Senate Majority Leader Mitch McConnell after the joint session of Congress resumed. Photo: Saul Loeb/AFP via Getty Images
It is an ironic, poetic ending to the raucous reign of Donald J. Trump: Enabled — and enabling — Republicans put the final knives in their beloved, besieged, beaten president:
- It was often conservative judges appointed by Trump who rejected his desperate lawsuits to overturn the election results state by state.
- It was Trump appointees on the Supreme Court, who he assumed would do his bidding, who rejected his pleas for Supreme salvation.

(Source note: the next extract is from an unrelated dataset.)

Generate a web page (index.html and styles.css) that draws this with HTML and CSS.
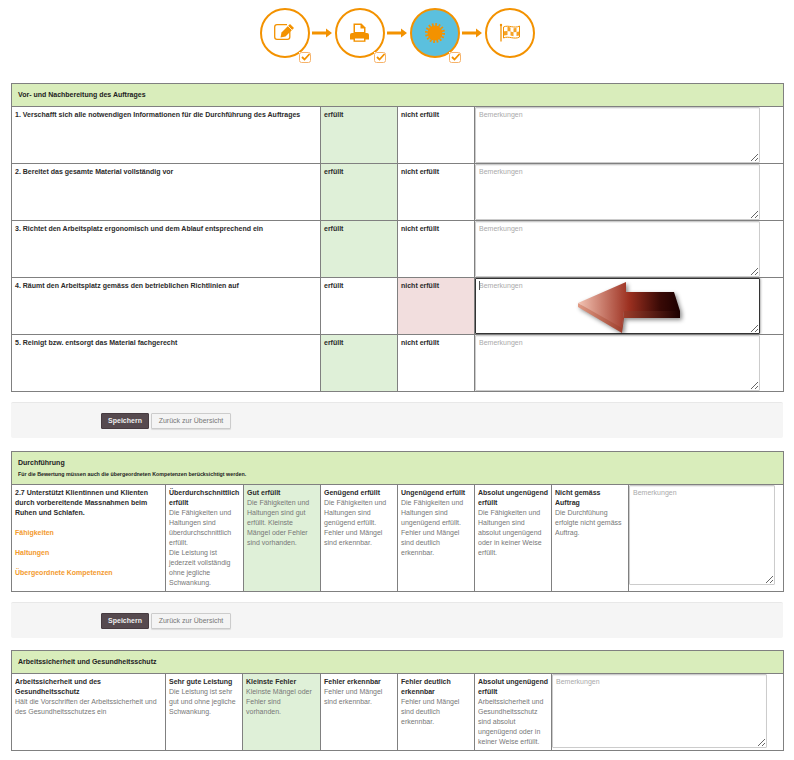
FILE: index.html
```html
<!DOCTYPE html>
<html lang="de">
<head>
<meta charset="utf-8">
<title>Auftrag</title>
<link rel="stylesheet" href="styles.css">
</head>
<body>
<nav class="stepper">
  <div class="step">
    <svg class="step-icon" viewBox="0 0 50 50"><circle class="ring" cx="25" cy="25" r="24"/><path class="line" d="M27 16.700H17a2.300 2.300 0 0 0-2.300 2.300v10a2.300 2.300 0 0 0 2.300 2.300h10.500a2.300 2.300 0 0 0 2.300-2.300v-6"/><path class="solid" d="M21.500 24.500l8.500-8.500 4 4-8.500 8.500-5 1z"/><path class="gap" d="M28 18l4 4"/></svg>
    <svg class="tick" viewBox="0 0 12 11"><rect class="tick-box" x="0.500" y="0.500" width="11" height="10" rx="2"/><path class="tick-mark" d="M3 5l2.500 2.500L10.500 2"/></svg>
  </div>
  <svg class="arrow" viewBox="0 0 25 50"><path class="solid" d="M2 23.500h14v-3l6 4.500-6 4.500v-3H2z"/></svg>
  <div class="step">
    <svg class="step-icon" viewBox="0 0 50 50"><circle class="ring" cx="25" cy="25" r="24"/><path class="solid" d="M18.500 15.500h8l4 4v5.500h-12z"/><path class="solid" d="M15 27a2 2 0 0 1 2-2h15a2 2 0 0 1 2 2v4.500H15z"/><path class="paper" d="M20 17h5.500v3.500H29V24h-9z"/><path class="solid" d="M18.500 31h12v2.800h-12z"/><path class="paper" d="M20 30.500h9v2h-9z"/></svg>
    <svg class="tick" viewBox="0 0 12 11"><rect class="tick-box" x="0.500" y="0.500" width="11" height="10" rx="2"/><path class="tick-mark" d="M3 5l2.500 2.500L10.500 2"/></svg>
  </div>
  <svg class="arrow" viewBox="0 0 25 50"><path class="solid" d="M2 23.500h14v-3l6 4.500-6 4.500v-3H2z"/></svg>
  <div class="step">
    <svg class="step-icon" viewBox="0 0 50 50"><circle class="ring active" cx="25" cy="25" r="24"/><circle class="solid" cx="25" cy="25" r="7.500"/><circle class="teeth" cx="25" cy="25" r="8.500"/></svg>
    <svg class="tick" viewBox="0 0 12 11"><rect class="tick-box" x="0.500" y="0.500" width="11" height="10" rx="2"/><path class="tick-mark" d="M3 5l2.500 2.500L10.500 2"/></svg>
  </div>
  <svg class="arrow" viewBox="0 0 25 50"><path class="solid" d="M2 23.500h14v-3l6 4.500-6 4.500v-3H2z"/></svg>
  <div class="step">
    <svg class="step-icon" viewBox="0 0 50 50"><circle class="ring" cx="25" cy="25" r="24"/><path class="line" d="M16 18v15.500"/><circle class="solid" cx="16" cy="17" r="1.200"/><path class="flag" d="M18.500 19c5-2.500 11 2 16-1v11c-5 3-11-1.500-16 1z"/><path class="cells" d="M22.500 18.700l3 .8v4l-3-.6zM28.500 20.200l3-.1v4l-3 .1zM19 23.300l3.500-.4v4l-3.500.6zM25.500 23.500l3 .7v4l-3-.8zM31.500 24.100l2.800-.6v4l-2.800.6z"/></svg>
  </div>
</nav>

<main class="content">
  <table class="grid grid-a">
    <colgroup><col class="c-309"><col class="c-77"><col class="c-77"><col></colgroup>
    <thead><tr><th colspan="4" class="head">Vor- und Nachbereitung des Auftrages</th></tr></thead>
    <tbody>
      <tr>
        <td class="label">1. Verschafft sich alle notwendigen Informationen für die Durchführung des Auftrages</td>
        <td class="label green">erfüllt</td><td class="label">nicht erfüllt</td>
        <td class="note-cell"><textarea class="note note-a" placeholder="Bemerkungen"></textarea></td>
      </tr>
      <tr>
        <td class="label">2. Bereitet das gesamte Material vollständig vor</td>
        <td class="label green">erfüllt</td><td class="label">nicht erfüllt</td>
        <td class="note-cell"><textarea class="note note-a" placeholder="Bemerkungen"></textarea></td>
      </tr>
      <tr>
        <td class="label">3. Richtet den Arbeitsplatz ergonomisch und dem Ablauf entsprechend ein</td>
        <td class="label green">erfüllt</td><td class="label">nicht erfüllt</td>
        <td class="note-cell"><textarea class="note note-a" placeholder="Bemerkungen"></textarea></td>
      </tr>
      <tr>
        <td class="label">4. Räumt den Arbeitsplatz gemäss den betrieblichen Richtlinien auf</td>
        <td class="label">erfüllt</td><td class="label red">nicht erfüllt</td>
        <td class="note-cell overlay-host">
          <textarea class="note note-a note-focus" placeholder="Bemerkungen"></textarea>
          <span class="caret"></span>
          <svg class="pointer" viewBox="0 0 115 60">
            <defs>
              <linearGradient id="front" x1="0" x2="1" y1="0" y2="0"><stop offset="0" stop-color="#f3c4b4"/><stop offset="0.5" stop-color="#9c3020"/><stop offset="0.8" stop-color="#3a0a06"/><stop offset="1" stop-color="#1c0000"/></linearGradient>
              <linearGradient id="edge" x1="0" x2="1" y1="0" y2="0"><stop offset="0" stop-color="#e09a84"/><stop offset="0.45" stop-color="#9c3c2a"/><stop offset="1" stop-color="#1c0000"/></linearGradient>
            </defs>
            <polygon fill="url(#edge)" points="3,23 3,27 47,53 49,38 105,38 105,31 49,31 47,46"/>
            <polygon fill="url(#front)" points="3,23 51,2 51,12 99,12 105,31 49,31 47,48"/>
          </svg>
        </td>
      </tr>
      <tr>
        <td class="label">5. Reinigt bzw. entsorgt das Material fachgerecht</td>
        <td class="label green">erfüllt</td><td class="label">nicht erfüllt</td>
        <td class="note-cell"><textarea class="note note-a" placeholder="Bemerkungen"></textarea></td>
      </tr>
    </tbody>
  </table>

  <div class="actions"><button class="btn btn-primary">Speichern</button><button class="btn btn-plain">Zurück zur Übersicht</button></div>

  <table class="grid grid-b">
    <colgroup><col class="c-154"><col class="c-78"><col class="c-77"><col class="c-77"><col class="c-77"><col class="c-77"><col class="c-77"><col></colgroup>
    <thead><tr><th colspan="8" class="head head-tall"><div>Durchführung</div><div class="head-sub">Für die Bewertung müssen auch die übergeordneten Kompetenzen berücksichtigt werden.</div></th></tr></thead>
    <tbody>
      <tr>
        <td class="cell"><b>2.7 Unterstützt Klientinnen und Klienten durch vorbereitende Massnahmen beim Ruhen und Schlafen.</b><div class="comp">Fähigkeiten</div><div class="comp">Haltungen</div><div class="comp">Übergeordnete Kompetenzen</div></td>
        <td class="cell"><b>Überdurchschnittlich erfüllt</b><br>Die Fähigkeiten und Haltungen sind überdurchschnittlich erfüllt.<br>Die Leistung ist jederzeit vollständig ohne jegliche Schwankung.</td>
        <td class="cell green"><b>Gut erfüllt</b><br>Die Fähigkeiten und Haltungen sind gut erfüllt. Kleinste Mängel oder Fehler sind vorhanden.</td>
        <td class="cell"><b>Genügend erfüllt</b><br>Die Fähigkeiten und Haltungen sind genügend erfüllt. Fehler und Mängel sind erkennbar.</td>
        <td class="cell"><b>Ungenügend erfüllt</b><br>Die Fähigkeiten und Haltungen sind ungenügend erfüllt. Fehler und Mängel sind deutlich erkennbar.</td>
        <td class="cell"><b>Absolut ungenügend erfüllt</b><br>Die Fähigkeiten und Haltungen sind absolut ungenügend oder in keiner Weise erfüllt.</td>
        <td class="cell"><b>Nicht gemäss Auftrag</b><br>Die Durchfühung erfolgte nicht gemäss Auftrag.</td>
        <td class="note-cell"><textarea class="note note-b" placeholder="Bemerkungen"></textarea></td>
      </tr>
    </tbody>
  </table>

  <div class="actions actions-tight"><button class="btn btn-primary">Speichern</button><button class="btn btn-plain">Zurück zur Übersicht</button></div>

  <table class="grid grid-c">
    <colgroup><col class="c-154"><col class="c-77"><col class="c-78"><col class="c-77"><col class="c-77"><col class="c-77"><col></colgroup>
    <thead><tr><th colspan="7" class="head">Arbeitssicherheit und Gesundheitsschutz</th></tr></thead>
    <tbody>
      <tr>
        <td class="cell"><b>Arbeitssicherheit und des Gesundheitsschutz</b><br>Hält die Vorschriften der Arbeitssicherheit und des Gesundheitsschutzes ein</td>
        <td class="cell"><b>Sehr gute Leistung</b><br>Die Leistung ist sehr gut und ohne jegliche Schwankung.</td>
        <td class="cell green"><b>Kleinste Fehler</b><br>Kleinste Mängel oder Fehler sind vorhanden.</td>
        <td class="cell"><b>Fehler erkennbar</b><br>Fehler und Mängel sind erkennbar.</td>
        <td class="cell"><b>Fehler deutlich erkennbar</b><br>Fehler und Mängel sind deutlich erkennbar.</td>
        <td class="cell"><b>Absolut ungenügend erfüllt</b><br>Arbeitssicherheit und Gesundheitsschutz sind absolut ungenügend oder in keiner Weise erfüllt.</td>
        <td class="note-cell"><textarea class="note note-c" placeholder="Bemerkungen"></textarea></td>
      </tr>
    </tbody>
  </table>
</main>
</body>
</html>
```
FILE: styles.css
```css
* { box-sizing: border-box; }
html, body { margin: 0; padding: 0; background: #fff; }
body { font-family: "Liberation Sans", Arial, sans-serif; font-size: 7px; line-height: 10px; color: #777; }

/* stepper */
.stepper { display: flex; justify-content: center; padding: 8px 0 0 1px; height: 83px; }
.step { position: relative; width: 50px; height: 50px; }
.step-icon { display: block; width: 50px; height: 50px; }
.arrow { display: block; width: 25px; height: 50px; }
.ring { fill: #fff; stroke: #f39200; stroke-width: 2; }
.ring.active { fill: #5bc0de; }
.solid { fill: #f39200; }
.line { fill: none; stroke: #f39200; stroke-width: 1.300; }
.flag { fill: #fff; stroke: #f39200; stroke-width: 1; }
.cells { fill: #f39200; opacity: 0.85; }
.gap { fill: none; stroke: #fff; stroke-width: 0.800; }
.paper { fill: #fff; }
.teeth { fill: none; stroke: #f39200; stroke-width: 3; stroke-dasharray: 1.670 1.670; }
.tick { position: absolute; left: 39px; top: 44px; width: 12px; height: 11px; background: #fff; }
.tick-box { fill: #fff; stroke: #f6b36b; stroke-width: 1; }
.tick-mark { fill: none; stroke: #f39200; stroke-width: 1.800; }

/* layout */
.content { margin: 0 10px 0 11px; }
.grid { width: 773px; table-layout: fixed; border-collapse: collapse; background: #fff; }
.grid td, .grid th { border: 1px solid #808080; vertical-align: top; }
.c-309 { width: 309px; }
.c-154 { width: 154px; }
.c-78 { width: 78px; }
.c-77 { width: 77px; }

.head { height: 23px; background: #d9edbb; padding: 0 6px; text-align: left; vertical-align: middle !important; font-size: 7px; font-weight: bold; color: #222; }
.head-tall { height: 33px; }
.head-sub { font-size: 5.300px; line-height: 10px; margin-top: 1px; }

.grid-a tbody tr { height: 57px; }
.grid-b tbody tr { height: 107px; }
.grid-c tbody tr { height: 77px; }

.label { padding: 3px; font-weight: bold; color: #2b2b2b; }
.cell { padding: 3px; }
.cell b { color: #2b2b2b; }
.comp { margin-top: 10px; color: #f39a2e; font-weight: bold; }
.green { background: #dff0d8; }
.red { background: #f2dede; }

.note-cell { padding: 0; overflow: hidden; }
.overlay-host { position: relative; }
.note { display: block; margin: 0; padding: 2px 3px; border: 1px solid #ccc; border-radius: 1px; box-shadow: inset 0 1px 1px rgba(0,0,0,.075); background: #fff; font: 7px/10px "Liberation Sans", Arial, sans-serif; color: #555; outline: none; }
.note::placeholder { color: #aaa; opacity: 1; }
.note-a { width: 285px; height: 56px; }
.note-b { width: 146px; height: 100px; }
.note-c { width: 215px; height: 74px; }
.note-focus { border-color: #333; box-shadow: 0 0 3px rgba(0,0,0,.6); }
.caret { position: absolute; left: 4px; top: 3px; width: 1px; height: 9px; background: #555; }
.pointer { position: absolute; left: 100px; top: 2px; width: 115px; height: 60px; filter: drop-shadow(2px 2px 2px rgba(0,0,0,.45)); }

/* action bar */
.actions { display: flex; gap: 2px; height: 36px; margin: 10px 0 13px; padding: 10px 0 0 90px; width: 772px; background: #f5f5f5; border-top: 1px solid #e8e8e8; border-radius: 2px; }
.actions-tight { margin-bottom: 12px; }
.btn { height: 16px; padding: 0; border-radius: 1px; font: 7px/14px "Liberation Sans", Arial, sans-serif; white-space: nowrap; }
.btn-primary { width: 48px; background: #564a4f; border: 1px solid #463b40; color: #eee; font-weight: bold; }
.btn-plain { width: 80px; background: #f4f4f4; border: 1px solid #ccc; color: #777; box-shadow: 0 1px 1px rgba(0,0,0,.1); }
```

- It was the Georgia governor he almost single-handedly helped put in office, and Trump supporters below him, who refused his unprecedented pressure to flip the state his way.
- It was Senate Majority Leader Mitch McConnell, who turned a blind eye and silent mouth to countless Trump actions he privately ridiculed, who took to the Senate floor to insist that Congress certify President-elect Biden's victory.
- It was Sen. Tom Cotton (R-Ark.), a key Trump ally on the Hill and a 2024 contender, who loudly condemned what Trump is doing — a sign that some believe Trump, as ex-president, won't be the scary political threat he hopes to be.
- It was scores of Republicans, most of whom sucked up to Trump for four-plus years, who voted against final pleas to reject the election of Joe Biden. (At 3 a.m., the House voted 282-138 against an objection to Pennsylvania's electoral votes; the Senate shut down the same objection, 92-7, just after midnight.)
- And it was his own vice president, Mike Pence, who will go down in history as one of the most loyal supplicants to serve in his office, who rejected intense pressure to violate the Constitution to deny Biden his office.
The big picture: There are no heroes here — courage brimmed only at the precipice. But a few people who watched the system breach, in the end, did not allow it to break. Only in time will we learn the reward or consequences of their actions.